Nachdem Monika mit mir fertig ist, wickelt sie kunstvoll ein Handtuch zu einem Turban um meinen Schädel und begleitet mich zu meinem Platz. Ich überleg kurz, ob ich zur allgemeinen Aufheiterung vielleicht ein kleines Lied anstimmen soll. „Schönes Haar ist ihm gegeben, lass es kleben, mit Quark“ von Otto oder, ob meiner lustigen Kopfbedeckung, „Hey Mister Taliban, show me your banana…..“ Doch ich verwerfe diesen Gedanken, denn schon steht Katja, eine Meisterin Ihres Fachs, neben mir und fragt:
„Wo sollen wir denn schneiden?“
Mich trifft der Schlag. Über den Spiegel werfe ich ihr hilfesuchend einen Blick zu, meine Augen werden so groß, dass ich bei der nächsten Moorhuhnjagdversion als Zeichenvorlage durchgehen könnte und ein wenig kleinlaut entgegne ich ihr: „Am besten oben!!!“
Allgemeines Gelächter! Meine Stuhlnachbarin, Frau Ofenrohr, eine ca. 75 Jahre alte Stammkundin aus der Fraktion „weiß rein – lila raus“ dreht sich gönnerhaft zu mir und sagt: „Junger Mann, lassen se dat Katja ma machen, dat kann dat!“ Okay. Dann darf „dat Katja ma machen!“ Nachdem ich mit ihr lediglich kurze Details geklärt habe, wie „viel ab“ und „nicht brav“ lasse ich Katja freien Lauf. In Windeseile zieren diverse, für mein laienhaftes Auge systemlos verteilte, Klammern meinen Kopf und Katja wuselt als achtarmige indische Göttin Maha Saraswati mit Scheren, Kämmen und einem Föhn an mir herum.

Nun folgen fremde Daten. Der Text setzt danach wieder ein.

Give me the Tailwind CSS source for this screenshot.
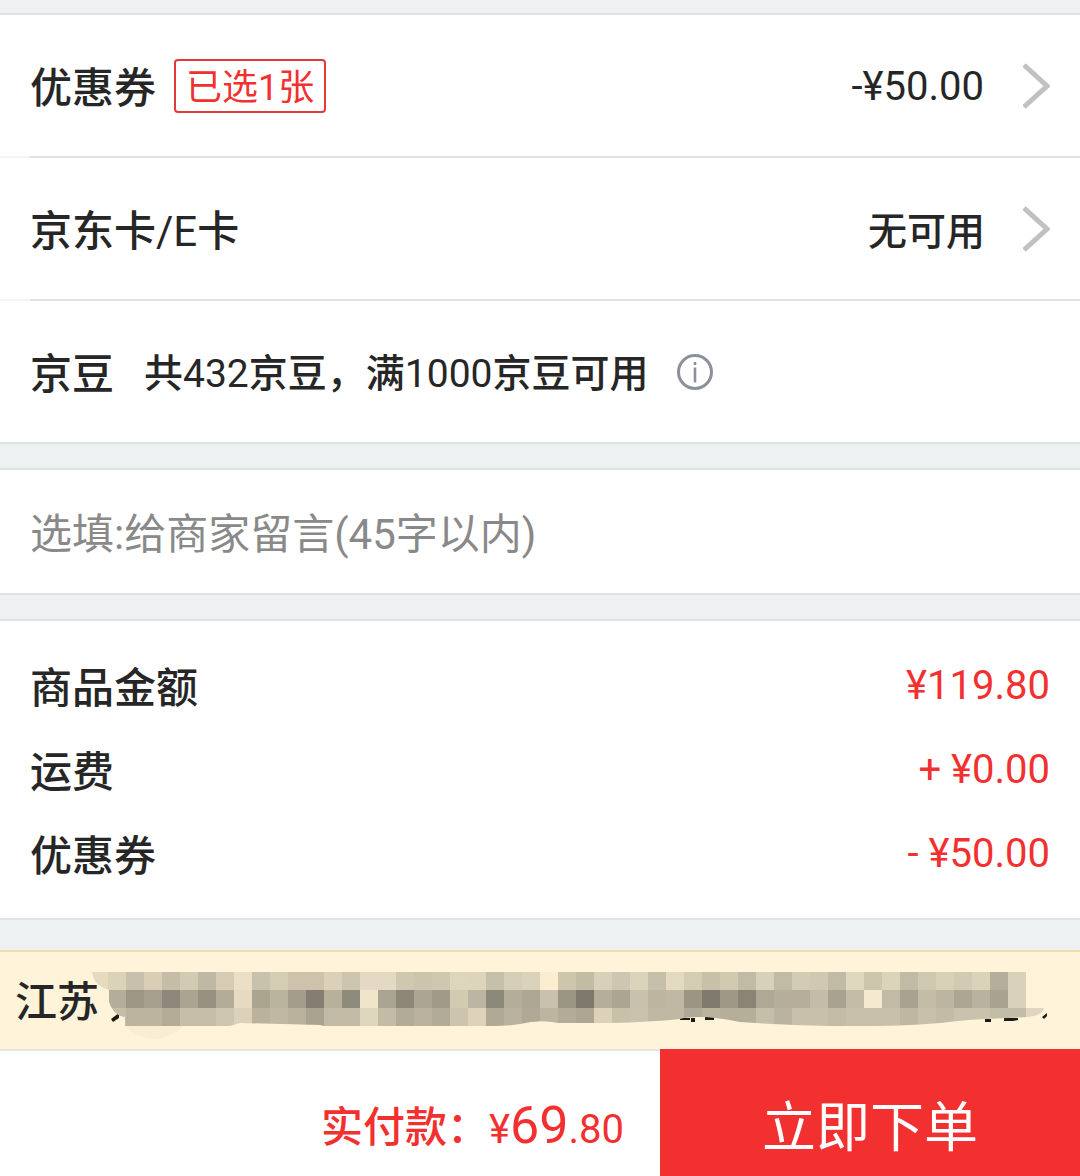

In der Erwartung des Satzes „bitte jetzt mal kurz zumachen“ schließe ich die Augen. Doch solange ich auch warte, der Satz trifft nicht auf meinen Gehörgang. Stattdessen ertönt ein klares „so – fertig“. Ich blicke in den Spiegel. Die „Göttin“ steht bewaffnet mit einem runden Spiegel hinter mir und fragt: „Und? Gut so?“
Wie? Gut so! Was ich sehe ist nicht „gut“, was ich sehe ist phänomenal. Ich bin begeistert, ich liege ihr zu Füssen, nein besser nicht, ich würde in geschätzten 30 Kilo Resthaar versinken, ich bin wie von Sinnen, B und B – vom Bombenleger zum Bachelor, Katja , ich bin dir sooooo dankbar.
Auch Frau Ofenrohr lukt aus ihrer Haube hervor um mich zu begutachten. Völlig begeistert schlägt sie die Hände auf ihre Wangen, die aussehen wie das Amazonas Delta in roter Farbe und es sprudelt aus ihr heraus: „Nee Katja, dat
is ja ne janz angere Mann!“
Bevor ich mit stolzgeschwellter Brust zur Kasse gehe, bin ich noch eine Ehrenrunde durch den Salon gelaufen. An der Kasse steht der Chef. Mit einem kurzen Blick auf die in Reih und Glied an der Theke aufgebauten und mit den Namen der Mitarbeiterinnen ausstaffierten Sparferkel bemüht er sich der weltbekannten Robert Lemke Frage: „Welches Schweinderl hätten´s denn gerne?“
„Das mir eben die Haare gewaschen hat“, wäre mir fast über die Lippen gekommen, aber ich habe Benimm. Dafür, völlig unvermittelt, schnellt aus mir „Haben Sie vielleicht noch ein Päckchen für mich?“ heraus. Für wenige Sekunden ist es im Salon ganz still, wir stehen uns wie Will Kane und Frank Miller im Westernklassiker „12 Uhr mittags“ gegenüber. Ganz langsam geht sein Blick nach unten, sacht öffnet er eine Schublade und antwortet: „ Festiger, Conditioner oder Gel?“
„Hoppla“, denk ich, „im Bereich der Ehehygiene- artikel hat sich in den letzten Jahrzehnten ja einiges getan“.
„Nee doch nicht, danke!“ Ich bezahle und trete vor die Tür auf den Bürgersteig. Ich zünde mir cool eine Zigarette an und fühle mich gut. Mein neuer Friseur ist nicht einfach Friseur, nein, mein neuer Friseur ist Inhaber eines Tempels, eines Tempels der Freude, eines Tempels, in dem Männer wie Frauen mehr als glücklich gemacht werden.
Nach ein paar Schritten kreisen meine Gedanken um meinen alten Friseur. Als Achtjähriger war ich zufrieden. Immerhin. Vielleicht war mein alter Friseur doch nur Friseur. Aber da gab es ja auch noch keinen Prosecco.